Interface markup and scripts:
====
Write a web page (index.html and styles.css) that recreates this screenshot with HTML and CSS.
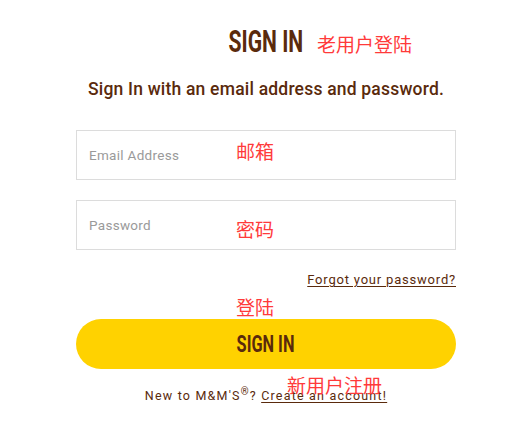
FILE: index.html
```html
<!DOCTYPE html>
<html lang="en">
<head>
  <meta charset="UTF-8" />
  <title>Sign In</title>
  <link rel="stylesheet" href="styles.css">
</head>
<body>

  <div class="page">
    <div class="signin">
      <h1><span class="condensed">SIGN IN</span></h1>
      <p class="intro">Sign In with an email address and password.</p>

      <form class="signin-form">
        <input type="email" placeholder="Email Address" />
        <input type="password" placeholder="Password" />

        <div class="forgot"><a href="#">Forgot your password?</a></div>

        <button type="submit"><span class="condensed">SIGN IN</span></button>
      </form>

      <p class="register">New to M&amp;M'S<sup>&reg;</sup>? <a href="#">Create an account!</a></p>
    </div>

    <!-- annotations -->
    <span class="note note-title">老用户登陆</span>
    <span class="note note-email">邮箱</span>
    <span class="note note-password">密码</span>
    <span class="note note-submit">登陆</span>
    <span class="note note-register">新用户注册</span>
  </div>

</body>
</html>
```

FILE: styles.css
```css
body {
  margin: 0;
  background: #fff;
  font-family: Roboto, "Liberation Sans", sans-serif;
  color: #5a2a0c;
}

.page {
  position: relative;
  width: 510px;
  height: 424px;
}

.signin {
  width: 380px;
  margin-left: 76px;
  padding-top: 24px;
}

.condensed {
  display: inline-block;
  font-weight: 700;
  transform: scaleX(0.68);
}

h1 {
  margin: 0;
  text-align: center;
  font-size: 31px;
  line-height: 36px;
  color: #5a2a0c;
}

.intro {
  margin: 19px 0 0;
  text-align: center;
  font-size: 17.5px;
  font-weight: 500;
  line-height: 21px;
  letter-spacing: 0.2px;
}

.signin-form {
  display: flex;
  flex-direction: column;
  margin-top: 30px;
}

.signin-form input {
  box-sizing: border-box;
  height: 50px;
  padding: 0 12px;
  border: 1px solid #dcdcdc;
  font-family: Roboto, sans-serif;
  font-size: 13.5px;
  letter-spacing: 0.3px;
  outline: none;
}

.signin-form input + input {
  margin-top: 20px;
}

.signin-form input::placeholder {
  color: #9a9a9a;
}

.forgot {
  text-align: right;
  margin-top: 21px;
  font-size: 13px;
  line-height: 18px;
  letter-spacing: 0.8px;
}

.forgot a,
.register a {
  color: #5a2a0c;
  text-decoration: underline;
  text-underline-offset: 2px;
}

.signin-form button {
  height: 50px;
  margin-top: 30px;
  border: none;
  border-radius: 25px;
  background: #ffd200;
  color: #5a2a0c;
  font-family: Roboto, sans-serif;
  font-size: 24px;
  cursor: pointer;
}

.register {
  margin: 19px 0 0;
  text-align: center;
  font-size: 12.5px;
  line-height: 16px;
  letter-spacing: 1.2px;
}

.register sup {
  font-size: 10px;
  line-height: 0;
}

.note {
  position: absolute;
  font-family: "Noto Sans CJK SC", sans-serif;
  font-size: 19px;
  line-height: 22px;
  color: #ff3a3a;
}

.note-title { left: 317px; top: 33px; }
.note-email { left: 236px; top: 140px; }
.note-password { left: 236px; top: 218px; }
.note-submit { left: 236px; top: 296px; }
.note-register { left: 287px; top: 374px; }
```
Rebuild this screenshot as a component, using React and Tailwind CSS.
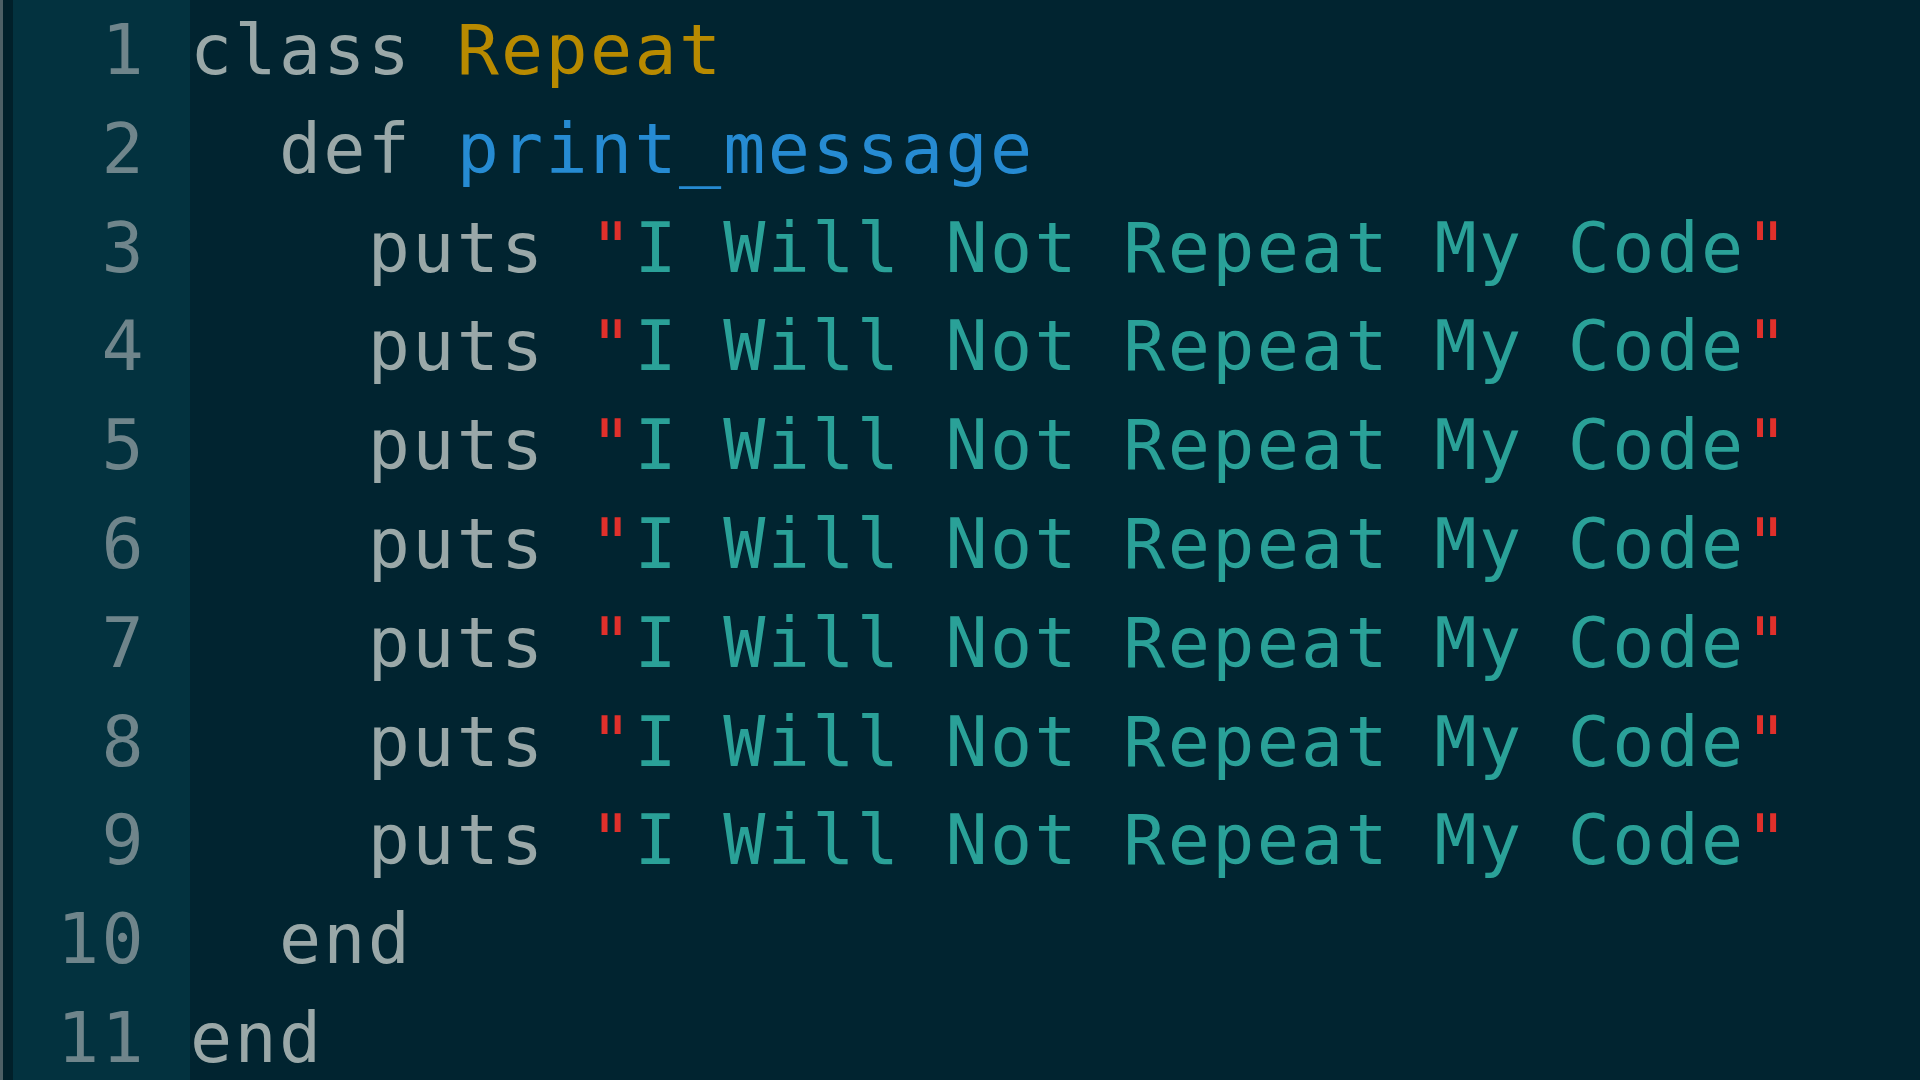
====
* [Given exercise] Leave out the pictures and output the rest of the material exactly as written.

* [Task result]
Write a web page (index.html and styles.css) that recreates this screenshot with HTML and CSS.
FILE: index.html
```html
<!DOCTYPE html>
<html lang="en">
<head>
  <meta charset="UTF-8" />
  <title>Sign In</title>
  <link rel="stylesheet" href="styles.css">
</head>
<body>

  <div class="page">
    <div class="signin">
      <h1><span class="condensed">SIGN IN</span></h1>
      <p class="intro">Sign In with an email address and password.</p>

      <form class="signin-form">
        <input type="email" placeholder="Email Address" />
        <input type="password" placeholder="Password" />

        <div class="forgot"><a href="#">Forgot your password?</a></div>

        <button type="submit"><span class="condensed">SIGN IN</span></button>
      </form>

      <p class="register">New to M&amp;M'S<sup>&reg;</sup>? <a href="#">Create an account!</a></p>
    </div>

    <!-- annotations -->
    <span class="note note-title">老用户登陆</span>
    <span class="note note-email">邮箱</span>
    <span class="note note-password">密码</span>
    <span class="note note-submit">登陆</span>
    <span class="note note-register">新用户注册</span>
  </div>

</body>
</html>
```

FILE: styles.css
```css
body {
  margin: 0;
  background: #fff;
  font-family: Roboto, "Liberation Sans", sans-serif;
  color: #5a2a0c;
}

.page {
  position: relative;
  width: 510px;
  height: 424px;
}

.signin {
  width: 380px;
  margin-left: 76px;
  padding-top: 24px;
}

.condensed {
  display: inline-block;
  font-weight: 700;
  transform: scaleX(0.68);
}

h1 {
  margin: 0;
  text-align: center;
  font-size: 31px;
  line-height: 36px;
  color: #5a2a0c;
}

.intro {
  margin: 19px 0 0;
  text-align: center;
  font-size: 17.5px;
  font-weight: 500;
  line-height: 21px;
  letter-spacing: 0.2px;
}

.signin-form {
  display: flex;
  flex-direction: column;
  margin-top: 30px;
}

.signin-form input {
  box-sizing: border-box;
  height: 50px;
  padding: 0 12px;
  border: 1px solid #dcdcdc;
  font-family: Roboto, sans-serif;
  font-size: 13.5px;
  letter-spacing: 0.3px;
  outline: none;
}

.signin-form input + input {
  margin-top: 20px;
}

.signin-form input::placeholder {
  color: #9a9a9a;
}

.forgot {
  text-align: right;
  margin-top: 21px;
  font-size: 13px;
  line-height: 18px;
  letter-spacing: 0.8px;
}

.forgot a,
.register a {
  color: #5a2a0c;
  text-decoration: underline;
  text-underline-offset: 2px;
}

.signin-form button {
  height: 50px;
  margin-top: 30px;
  border: none;
  border-radius: 25px;
  background: #ffd200;
  color: #5a2a0c;
  font-family: Roboto, sans-serif;
  font-size: 24px;
  cursor: pointer;
}

.register {
  margin: 19px 0 0;
  text-align: center;
  font-size: 12.5px;
  line-height: 16px;
  letter-spacing: 1.2px;
}

.register sup {
  font-size: 10px;
  line-height: 0;
}

.note {
  position: absolute;
  font-family: "Noto Sans CJK SC", sans-serif;
  font-size: 19px;
  line-height: 22px;
  color: #ff3a3a;
}

.note-title { left: 317px; top: 33px; }
.note-email { left: 236px; top: 140px; }
.note-password { left: 236px; top: 218px; }
.note-submit { left: 236px; top: 296px; }
.note-register { left: 287px; top: 374px; }
```
Rebuild this screenshot as a component, using React and Tailwind CSS.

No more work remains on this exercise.